Un arrêt de la CJUE du 22 décembre 2010 est venu rappeler récemment certains principes en matière d’attributions de marchés à des entités mixtes dans lesquelles le pouvoir adjudicateur est associé avec une entreprise privée.

La saisine de la Cour fait suite à l’attribution unilatérale et sans mise en concurrence d’un marché de services concernant la préservation de la santé des travailleurs par la Ville d’Oulu (Finlande) à une entité privée qu’elle a préalablement créée en partenariat avec une société privée.

La Ville d’Oulu s’est seulement engagée, à travers une délibération du conseil municipal, à soumettre l’attribution de ces services à une procédure de marché public à l’issue d’une période transitoire de quatre années.

Des concurrents s’estimant lésés par cette attribution de gré à gré ont déposé un recours devant les juges finlandais, ces derniers ont décidé de surseoir à statuer afin de demander à la CJUE quel devait être la qualification juridique de l’opération, et, par conséquent, si les principes et les règles relatives aux procédures de marchés publics devaient s’appliquer ou non.

Les réponses de la Cour aux questions préjudicielles peuvent être résumées ainsi:

  • L’exception de contrat « in-house » posée par la jurisprudence Teckal (arrêt du 18 novembre 1999, Teckal, C‑107/98, Rec. p. I‑8121, point 50), permettant de se dispenser des formalités afférentes aux procédures de marchés publics, ne s’applique que dans le cadre où le pouvoir adjudicateur possède un contrôle analogue à celui qu’il exerce sur ses propres services, dès lors que cette entité distincte réalise l’essentiel de son activité avec ce pouvoir adjudicateur.
  • L’accord passé par la ville d’Oulu combinant la participation à la création d’une entreprise commune et la fourniture de services de santé à ses employés communaux en tant qu’apport en nature ne saurait conférer - de facto - à cette fourniture un caractère indissociable. Ainsi la jurisprudence Hotel Club Loutraki (CJUE, 6 mai 2010, Club Hotel Loutraki AE, aff. Jointes C‑145/08 et C‑149/08), où il a été jugé que la conclusion d’un « contrat mixte dont l’objet principal est l’acquisition par [cette] entreprise de 49 % du capital d’une entreprise publique et dont l’objet accessoire, indissociablement lié à cet objet principal, porte sur la fourniture de services et l’exécution de travaux ne relève pas, dans son ensemble, du champ d’application des directives en matière de marchés publics », ne saurait trouver application ici.
  • Une procédure de marché transparente et respectueuse des règles de la concurrence aurait donc dû être envisagée.

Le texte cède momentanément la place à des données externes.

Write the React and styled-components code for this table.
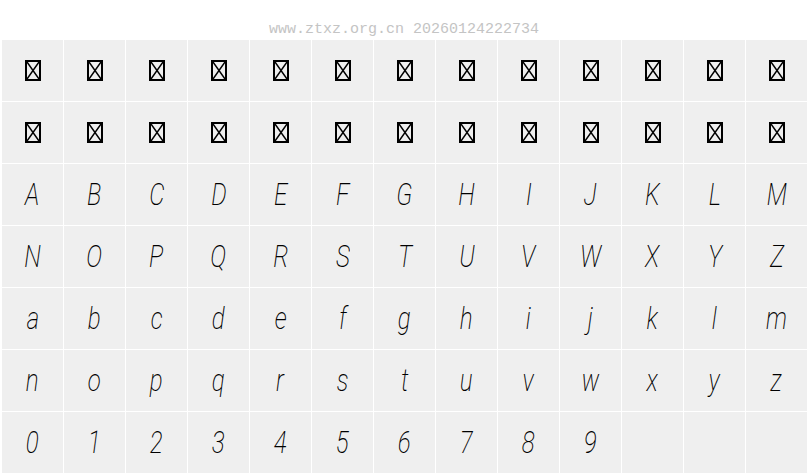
import styled, { createGlobalStyle } from "styled-components";

const GlobalStyle = createGlobalStyle`
  html, body {
    margin: 0;
    padding: 0;
    background: #ffffff;
  }
`;

const Page = styled.div`
  width: 808px;
  height: 476px;
  overflow: hidden;
`;

const Header = styled.div`
  height: 40px;
  box-sizing: border-box;
  padding-top: 22px;
  text-align: center;
  font-family: "Liberation Mono", monospace;
  font-size: 15px;
  line-height: 16px;
  color: #c4c4c4;
`;

const Grid = styled.div`
  display: grid;
  grid-template-columns: repeat(13, 61px);
  grid-auto-rows: 61px;
  gap: 1px;
  padding-left: 2px;
`;

const Cell = styled.div`
  background: #efefef;
  display: flex;
  align-items: center;
  justify-content: center;
`;

const Glyph = styled.span`
  display: inline-block;
  font-family: Roboto, "Noto Sans", sans-serif;
  font-weight: 200;
  font-style: italic;
  font-size: 31px;
  line-height: 31px;
  color: #000000;
  transform: scaleX(0.78);
`;

function MissingGlyph() {
  return (
    <svg width="16" height="21" viewBox="0 0 16 21">
      <rect x="1" y="1" width="14" height="19" fill="none" stroke="#000" strokeWidth="2" />
      <path d="M2 2 L14 19 M14 2 L2 19" stroke="#000" strokeWidth="1.4" fill="none" />
    </svg>
  );
}

const upper = "ABCDEFGHIJKLMNOPQRSTUVWXYZ".split("");
const lower = "abcdefghijklmnopqrstuvwxyz".split("");
const digits = "0123456789".split("");

export default function App() {
  return (
    <Page>
      <GlobalStyle />
      <Header>www.ztxz.org.cn 20260124222734</Header>
      <Grid>
        {Array.from({ length: 26 }).map((_, i) => (
          <Cell key={"m" + i}>
            <MissingGlyph />
          </Cell>
        ))}
        {[...upper, ...lower, ...digits].map((ch, i) => (
          <Cell key={"c" + i}>
            <Glyph>{ch}</Glyph>
          </Cell>
        ))}
        {Array.from({ length: 3 }).map((_, i) => (
          <Cell key={"e" + i} />
        ))}
      </Grid>
    </Page>
  );
}
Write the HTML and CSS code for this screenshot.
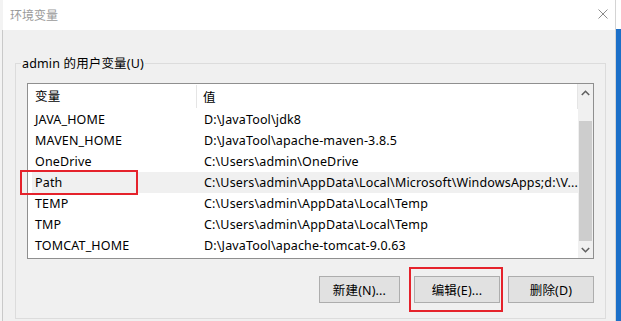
FILE: index.html
```html
<!DOCTYPE html>
<html lang="zh-CN">
<head>
<meta charset="utf-8">
<title>环境变量</title>
<link rel="stylesheet" href="styles.css">
</head>
<body>
<div class="screen">
  <div class="edge-left"><div class="edge-line"></div></div>
  <div class="window">
    <div class="titlebar">
      <span class="title">环境变量</span>
      <svg class="close" width="10" height="10" viewBox="0 0 10 10"><path d="M0.5 0.5 L9.5 9.5 M9.5 0.5 L0.5 9.5" stroke="#8c8c8c" stroke-width="1" fill="none"/></svg>
    </div>
    <div class="content">
      <fieldset class="group">
        <legend>admin 的用户变量(U)</legend>
        <div class="listbox">
          <div class="list">
            <div class="header">
              <div class="h1">变量</div>
              <div class="h2">值</div>
            </div>
            <div class="row"><div class="c1">JAVA_HOME</div><div class="c2">D:\JavaTool\jdk8</div></div>
            <div class="row"><div class="c1">MAVEN_HOME</div><div class="c2">D:\JavaTool\apache-maven-3.8.5</div></div>
            <div class="row"><div class="c1">OneDrive</div><div class="c2">C:\Users\admin\OneDrive</div></div>
            <div class="row selected"><div class="c1">Path</div><div class="c2">C:\Users\admin\AppData\Local\Microsoft\WindowsApps;d:\V...</div><span class="redbox path-mark"></span></div>
            <div class="row"><div class="c1">TEMP</div><div class="c2">C:\Users\admin\AppData\Local\Temp</div></div>
            <div class="row"><div class="c1">TMP</div><div class="c2">C:\Users\admin\AppData\Local\Temp</div></div>
            <div class="row"><div class="c1">TOMCAT_HOME</div><div class="c2">D:\JavaTool\apache-tomcat-9.0.63</div></div>
          </div>
          <div class="scrollbar">
            <div class="sb-btn"><svg width="9" height="6" viewBox="0 0 9 6"><path d="M0.8 5 L4.5 1.3 L8.2 5" stroke="#606060" stroke-width="1.6" fill="none"/></svg></div>
            <div class="sb-track"><div class="thumb"></div></div>
            <div class="sb-btn"><svg width="9" height="6" viewBox="0 0 9 6"><path d="M0.8 1 L4.5 4.7 L8.2 1" stroke="#606060" stroke-width="1.6" fill="none"/></svg></div>
          </div>
        </div>
        <div class="buttons">
          <button class="btn btn-new">新建(N)...</button>
          <div class="mark-wrap">
            <button class="btn">编辑(E)...</button>
            <span class="redbox edit-mark"></span>
          </div>
          <button class="btn">删除(D)</button>
        </div>
      </fieldset>
    </div>
  </div>
  <div class="edge-right"></div>
</div>
</body>
</html>
```

FILE: styles.css
```css
* { box-sizing: border-box; }

html, body {
  margin: 0;
  padding: 0;
  width: 621px;
  height: 321px;
  overflow: hidden;
  background: #f0f0f0;
}

body {
  font-family: "Noto Sans", "Noto Sans CJK SC", sans-serif;
  font-size: 12.5px;
  letter-spacing: 0.15px;
  color: #000;
}

.screen {
  display: flex;
  width: 621px;
  height: 321px;
}

.edge-left {
  width: 3px;
  background: #f3f3f3;
  display: flex;
  justify-content: flex-end;
}
.edge-line {
  width: 1px;
  margin-top: 30px;
  background: #c9c9c9;
}

.window {
  width: 613px;
  height: 321px;
  border-right: 1px solid #d4d4d4;
  display: flex;
  flex-direction: column;
  background: #f0f0f0;
}

.edge-right {
  width: 5px;
  background: linear-gradient(to bottom, #ffffff 0 29px, #1b6fc8 29px);
}

.titlebar {
  height: 30px;
  background: #fff;
  display: flex;
  align-items: center;
  justify-content: space-between;
  padding: 0 7px 2px 7px;
}
.title {
  color: #9a9a9a;
  font-family: "Noto Sans CJK SC", sans-serif;
  font-size: 12px;
  letter-spacing: 0;
}
.close { display: block; margin-top: 0; }

.content {
  flex: 1;
  padding: 25px 0 0 12px;
}

.group {
  margin: 0;
  width: 591px;
  height: 264px;
  border: 1px solid #dcdcdc;
  padding: 11px 11px 0 11px;
}
.group legend {
  margin-left: -6px;
  padding: 0 1px;
  line-height: 17px;
}

.listbox {
  width: 567px;
  height: 176px;
  border: 1px solid #8f8f8f;
  background: #fff;
  display: flex;
}

.list {
  flex: 1;
  display: flex;
  flex-direction: column;
}

.header {
  height: 25px;
  display: flex;
  align-items: center;
  border-right: 1px solid #e5e5e5;
}
.h1 {
  width: 169px;
  padding-left: 7px;
  height: 23px;
  line-height: 23px;
  border-right: 1px solid #e5e5e5;
}
.h2 {
  padding-left: 6px;
}

.row {
  position: relative;
  height: 21px;
  display: flex;
  align-items: center;
  margin-left: 4px;
  white-space: nowrap;
}
.row.selected { background: #f0f0f0; }
.c1 { width: 165px; padding-left: 3px; }
.c2 { padding-left: 7px; }

.scrollbar {
  width: 17px;
  background: #f0f0f0;
  display: flex;
  flex-direction: column;
}
.sb-btn {
  height: 17px;
  display: flex;
  align-items: center;
  justify-content: center;
}
.sb-btn svg { display: block; }
.sb-track {
  flex: 1;
  display: flex;
  flex-direction: column;
  justify-content: flex-end;
  padding: 0 1px;
}
.thumb {
  height: 120px;
  background: #cdcdcd;
}

.buttons {
  display: flex;
  justify-content: flex-end;
  gap: 8px;
  margin-top: 17px;
}
.btn {
  width: 86px;
  height: 27px;
  background: #e1e1e1;
  border: 1px solid #adadad;
  font-family: "Noto Sans", "Noto Sans CJK SC", sans-serif;
  font-size: 12.5px;
  letter-spacing: 0.15px;
  color: #000;
  padding: 0;
  margin: 0;
}
.btn-new { width: 81px; margin-right: 6px; }

.mark-wrap { position: relative; display: flex; }

.redbox {
  position: absolute;
  border: 2px solid #e5222b;
  pointer-events: none;
}
.path-mark {
  left: -12px;
  top: -2px;
  width: 118px;
  height: 25px;
}
.edit-mark {
  left: -5px;
  top: -9px;
  width: 94px;
  height: 45px;
}
```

32. En outre, l’application du droit de l’Union en matière de marchés publics est, certes, exclue, si, tout à la fois, le contrôle exercé par le pouvoir adjudicateur sur l’entité adjudicataire est analogue à celui que ledit pouvoir exerce sur ses propres services et si cette entité réalise l’essentiel de son activité avec le pouvoir qui la détient (voir arrêt Teckal, précité, point 50). Toutefois, la participation, fût-elle minoritaire, d’une entreprise privée dans le capital d’une société à laquelle participe également un pouvoir adjudicateur exclut que ce dernier puisse exercer sur cette entreprise un contrôle analogue à celui qu’il exerce sur ses propres services (voir, notamment, arrêts du 10 septembre 2009, Sea, C‑573/07, Rec. p. I‑8127, point 46, et du 15 octobre 2009, Acoset, C-196/08, Rec. p. I‑9913, point 53).

(…)

38. À cet égard, il résulte de la jurisprudence de la Cour que, s’agissant d’un contrat mixte dont les différents volets sont liés d’une manière inséparable et forment ainsi un tout indivisible, ce contrat doit être examiné dans son ensemble de manière unitaire aux fins de sa qualification juridique au regard des règles en matière de marchés publics, et doit être apprécié sur la base des règles qui régissent le volet qui constitue l’objet principal ou l’élément prépondérant du contrat (arrêt du 6 mai 2010, Club Hotel Loutraki e.a., C‑145/08 et C‑149/08, non encore publié au Recueil, points 48 et 49 ainsi que jurisprudence citée).

(…)

40. En ce qui concerne l’argument de l’Oulun kaupunki suivant lequel la situation des employés municipaux transférés à l’entreprise commune serait garantie par suite de l’engagement pris, il convient de relever qu’une telle garantie aurait pu être également assurée dans le cadre d’une procédure de passation d’un marché conforme aux principes de non‑discrimination et de transparence, dans laquelle l’exigence relative à cette garantie aurait fait partie des conditions à respecter en vue de l’octroi de ce marché.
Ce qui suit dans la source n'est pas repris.